Solo coloro che possono vedere l’invisibile possono compiere l’impossibile. Chissà se i vertici degli 007 italiani al tempo di Giorgia Meloni – da Giovanni Caravelli a Bruno Valensise, rispettivamente direttori dell’Aise e dell’Aisi, passando per il capo del DIS Elisabetta Belloni – trascorrono qualche ora del loro tempo a navigare sulle grandi piattaforme. Da Amazon Prime a Netflix, da Now ad Apple TV, scoprirebbero che è tutto un fiume di serie televisive sul mondo dello spionaggio, una più sorprendente dell’altra.
Ora, per la prima volta nella storia, con realismo e senza troppi effetti speciali, sembrerebbero le stesse grandi agenzie di intelligence ad avvallare questa nuova strategia comunicativa con l’obiettivo di avvicinare le nuove generazioni a una professione tradizionalmente avvolta nel silenzio. Ed espandere dunque il raggio di azione del reclutamento, in particolare nella società civile. Tutto è cominciato con la straordinaria serie statunitense Homeland in cui i nemici della CIA vengono rappresentati meravigliosamente, quanto eroicamente, dallo sceneggiatore Gideon Raff. Lo stesso che ha scritto qualche anno dopo The Spy, sulla vita di Eli Cohen, spia israeliana del Mossad infiltrata nella Siria degli anni Sessanta. Nello stesso solco, i francesi hanno prodotto Le Bureau des Légendes che vede come protagonista Mathieu Kassovitz nelle vesti di un agente operativo della DGSE (l’equivalente della nostra AISE) che solo dopo la prima stagione ha scatenato un boom di candidature nei servizi segreti d’Oltralpe. Infine, gli inglesi, si sono presentati con Slow Horses, un adattamento per lo schermo dei romanzi di Mick Herron, forse il miglior prodotto di genere spy-thriller da molto tempo a questa parte. Un gruppo di agenti dell’MI5 “bruciati” e figli di un Dio minore, che vengono relegati nel “Pantano”, una struttura parallela al Secret Intelligence Service di Vauxhall Cross, capeggiata da un gigantesco Gary Oldman.

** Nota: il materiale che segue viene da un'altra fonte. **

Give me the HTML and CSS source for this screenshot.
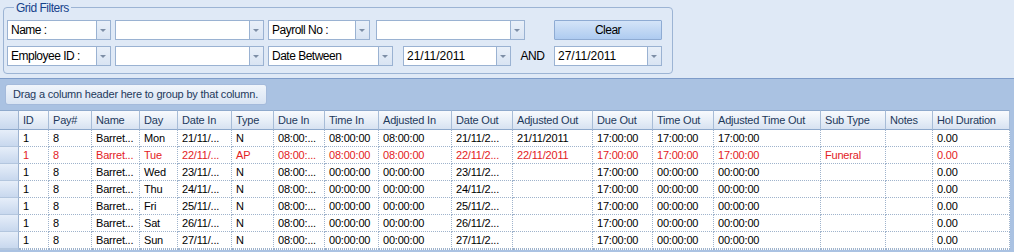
FILE: index.html
```html
<!DOCTYPE html>
<html lang="en">
  <head>
    <meta charset="UTF-8" />
    <title>Timesheet Grid</title>
    <link rel="stylesheet" href="styles.css">
  </head>
  <body>
    <div class="filters">
      <fieldset class="filter-group">
        <legend>Grid Filters</legend>
        <div class="filter-row">
          <div class="combo field-combo"><span class="combo-text">Name :</span><span class="combo-btn"></span></div>
          <div class="combo value-combo"><span class="combo-text"></span><span class="combo-btn"></span></div>
          <div class="combo payroll-combo"><span class="combo-text">Payroll No :</span><span class="combo-btn"></span></div>
          <div class="combo value-combo payroll-value"><span class="combo-text"></span><span class="combo-btn"></span></div>
          <button type="button" class="clear-btn">Clear</button>
        </div>
        <div class="filter-row">
          <div class="combo field-combo"><span class="combo-text">Employee ID :</span><span class="combo-btn"></span></div>
          <div class="combo value-combo"><span class="combo-text"></span><span class="combo-btn"></span></div>
          <div class="combo range-combo"><span class="combo-text">Date Between</span><span class="combo-btn"></span></div>
          <div class="combo date-combo date-from"><span class="combo-text">21/11/2011</span><span class="combo-btn"></span></div>
          <span class="and-label">AND</span>
          <div class="combo date-combo"><span class="combo-text">27/11/2011</span><span class="combo-btn"></span></div>
        </div>
      </fieldset>
    </div>

    <div class="group-panel">
      <div class="group-hint">Drag a column header here to group by that column.</div>
    </div>

    <table class="grid">
      <colgroup>
        <col style="width:19px"><col style="width:30px"><col style="width:43px"><col style="width:48px">
        <col style="width:38px"><col style="width:54px"><col style="width:42px"><col style="width:51px">
        <col style="width:54px"><col style="width:73px"><col style="width:61px"><col style="width:80px">
        <col style="width:60px"><col style="width:61px"><col style="width:107px"><col style="width:65px">
        <col style="width:47px"><col style="width:77px">
      </colgroup>
      <thead>
        <tr>
          <th class="indicator"></th>
          <th>ID</th><th>Pay#</th><th>Name</th><th>Day</th><th>Date In</th><th>Type</th>
          <th>Due In</th><th>Time In</th><th>Adjusted In</th><th>Date Out</th><th>Adjusted Out</th>
          <th>Due Out</th><th>Time Out</th><th>Adjusted Time Out</th><th>Sub Type</th><th>Notes</th><th>Hol Duration</th>
        </tr>
      </thead>
      <tbody>
        <tr>
          <td class="indicator"></td>
          <td>1</td><td>8</td><td>Barret...</td><td>Mon</td><td>21/11/...</td><td>N</td>
          <td>08:00:...</td><td>08:00:00</td><td>08:00:00</td><td>21/11/2...</td><td>21/11/2011</td>
          <td>17:00:00</td><td>17:00:00</td><td>17:00:00</td><td></td><td></td><td>0.00</td>
        </tr>
        <tr class="absent">
          <td class="indicator"></td>
          <td>1</td><td>8</td><td>Barret...</td><td>Tue</td><td>22/11/...</td><td>AP</td>
          <td>08:00:...</td><td>08:00:00</td><td>08:00:00</td><td>22/11/2...</td><td>22/11/2011</td>
          <td>17:00:00</td><td>17:00:00</td><td>17:00:00</td><td>Funeral</td><td></td><td>0.00</td>
        </tr>
        <tr>
          <td class="indicator"></td>
          <td>1</td><td>8</td><td>Barret...</td><td>Wed</td><td>23/11/...</td><td>N</td>
          <td>08:00:...</td><td>00:00:00</td><td>00:00:00</td><td>23/11/2...</td><td></td>
          <td>17:00:00</td><td>00:00:00</td><td>00:00:00</td><td></td><td></td><td>0.00</td>
        </tr>
        <tr>
          <td class="indicator"></td>
          <td>1</td><td>8</td><td>Barret...</td><td>Thu</td><td>24/11/...</td><td>N</td>
          <td>08:00:...</td><td>00:00:00</td><td>00:00:00</td><td>24/11/2...</td><td></td>
          <td>17:00:00</td><td>00:00:00</td><td>00:00:00</td><td></td><td></td><td>0.00</td>
        </tr>
        <tr>
          <td class="indicator"></td>
          <td>1</td><td>8</td><td>Barret...</td><td>Fri</td><td>25/11/...</td><td>N</td>
          <td>08:00:...</td><td>00:00:00</td><td>00:00:00</td><td>25/11/2...</td><td></td>
          <td>17:00:00</td><td>00:00:00</td><td>00:00:00</td><td></td><td></td><td>0.00</td>
        </tr>
        <tr>
          <td class="indicator"></td>
          <td>1</td><td>8</td><td>Barret...</td><td>Sat</td><td>26/11/...</td><td>N</td>
          <td>08:00:...</td><td>00:00:00</td><td>00:00:00</td><td>26/11/2...</td><td></td>
          <td>17:00:00</td><td>00:00:00</td><td>00:00:00</td><td></td><td></td><td>0.00</td>
        </tr>
        <tr>
          <td class="indicator"></td>
          <td>1</td><td>8</td><td>Barret...</td><td>Sun</td><td>27/11/...</td><td>N</td>
          <td>08:00:...</td><td>00:00:00</td><td>00:00:00</td><td>27/11/2...</td><td></td>
          <td>17:00:00</td><td>00:00:00</td><td>00:00:00</td><td></td><td></td><td>0.00</td>
        </tr>
        <tr>
          <td class="indicator"></td>
          <td></td><td></td><td></td><td></td><td></td><td></td><td></td><td></td><td></td>
          <td></td><td></td><td></td><td></td><td></td><td></td><td></td><td></td>
        </tr>
      </tbody>
    </table>
  </body>
</html>
```

FILE: styles.css
```css
body {
  margin: 0;
  padding: 0;
  font-family: "Liberation Sans", Arial, sans-serif;
  font-size: 11px;
  letter-spacing: -0.2px;
  color: #000;
  background: #aac2e2;
  overflow: hidden;
}

/* filter panel */

.filters {
  height: 79px;
  box-sizing: border-box;
  padding: 0 0 0 3px;
  background: #dfe9f6;
  border-bottom: 1px solid #7e9cc9;
}

.filter-group {
  width: 670px;
  box-sizing: border-box;
  margin: 0;
  padding: 6px 3px 7px;
  border: 1px solid #9cb4d4;
  border-radius: 4px;
  font-size: 12px;
  letter-spacing: -0.5px;
}

.filter-group legend {
  margin-left: 7px;
  padding: 3px 2px 0;
  line-height: 11px;
  color: #15428b;
}

.filter-row {
  display: flex;
  align-items: center;
  height: 20px;
}

.filter-row + .filter-row {
  margin-top: 6px;
}

.combo {
  display: flex;
  height: 20px;
  box-sizing: border-box;
  border: 1px solid #9ab2d2;
  background: #fff;
  margin-right: 4px;
}

.combo-text {
  flex: 1;
  padding-left: 3px;
  line-height: 18px;
  white-space: nowrap;
  overflow: hidden;
}

.combo-btn {
  position: relative;
  width: 13px;
  border-left: 1px solid #9ab2d2;
  background: linear-gradient(#e9f0f9, #d9e4f3);
}

.combo-btn::after {
  content: "";
  position: absolute;
  left: 3px;
  top: 8px;
  border-left: 3px solid transparent;
  border-right: 3px solid transparent;
  border-top: 3px solid #7d8ea6;
}

.field-combo { width: 104px; }
.value-combo { width: 149px; }
.payroll-combo { width: 102px; margin-right: 6px; }
.payroll-value { margin-right: 29px; }
.range-combo { width: 125px; margin-right: 10px; }
.date-combo { width: 108px; margin-right: 0; letter-spacing: 0; }

.and-label {
  width: 43px;
  text-align: center;
}

.clear-btn {
  width: 108px;
  height: 20px;
  padding: 0;
  font-family: inherit;
  font-size: 12px;
  letter-spacing: -0.5px;
  color: #000;
  border: 1px solid #8eabd3;
  border-radius: 1px;
  background: linear-gradient(#d4e4f8, #aecbf0);
}

/* group by panel */

.group-panel {
  height: 31px;
  box-sizing: border-box;
  padding: 5px 0 0 5px;
}

.group-hint {
  display: inline-block;
  width: 262px;
  height: 21px;
  box-sizing: border-box;
  padding-left: 7px;
  line-height: 19px;
  white-space: nowrap;
  color: #1e395b;
  border: 1px solid #a4badb;
  border-radius: 3px;
  background: linear-gradient(#f0f5fb, #d9e4f3);
}

/* grid */

.grid {
  width: 1010px;
  table-layout: fixed;
  border-collapse: separate;
  border-spacing: 0;
  background: #fff;
}

.grid th {
  padding: 0 4px;
  line-height: 18px;
  font-weight: normal;
  text-align: left;
  color: #1e395b;
  white-space: nowrap;
  overflow: hidden;
  border-top: 1px solid #8ea9cc;
  border-bottom: 1px solid #8ea9cc;
  border-right: 1px solid #a7bcd7;
  background: linear-gradient(#f8fafd, #e8eff8 50%, #d7e2f1);
}

.grid td {
  padding: 0 4px;
  line-height: 16px;
  white-space: nowrap;
  overflow: hidden;
  border-right: 1px dotted #9fb3cc;
  border-bottom: 1px dotted #9fb3cc;
}

.grid .indicator {
  padding: 0;
  border-right: 1px solid #9db3d0;
  border-bottom: 1px solid #b3c6de;
  background: linear-gradient(#e6eef9, #c8d8ee);
}

.grid th.indicator {
  border-bottom: 1px solid #8ea9cc;
}

.grid tr.absent td {
  color: #e3211e;
}
```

Un vecchio altissimo funzionario del DIS diceva sempre alle nuove reclute la seguente frase durante i mesi di formazione: “Dovrete conservare la serenità di fare delle cose buone, non raccontarle, poi un giorno vi ritroverete davanti ad amici che vi diranno: ‘io sono diventato sindaco, io sono diventato professore, io ho scritto un libro…’, mentre e voi rimarrete degli anonimi meravigliosi”. Ma a fronte di come agiscono le altre agenzie di intelligence nel mondo, perché l’Aise o l’Aisi non producono la loro grande serie televisiva? Per quali ragioni non mettono in mostra le grandi missioni interne e all’estero di questi agenti meravigliosi tra i migliori al mondo, tutelando il loro anonimato? Se è vero come, diceva l’Ammiraglio Fulvio Martini, ex direttore del SISMI, nome in codice “Ulisse”, che le spie “non sono né James Bond, né Superman, ma gente che crede e ha creduto nella missione che aveva da svolgere”, è ancor più vero che la nostra storia spionistica, già dal primo Novecento, come oggi, pullula di grandi narrazioni individuali e collettive.
Di recente il Dipartimento delle Informazioni per la Sicurezza (DIS) ha firmato un accordo con il Ministero dell’Istruzione e del Merito (MIM) per lanciare un progetto nelle scuole che si chiama “I come Intelligence” con l’obiettivo di accompagnare gli studenti delle scuole superiori a esplorare la storia, il linguaggio, i protagonisti e l’organizzazione dei Servizi Segreti italiani, oltre alle principali minacce del mondo contemporaneo. E allora anziché sui pannelli, forse queste immagini non andrebbero portate sullo schermo?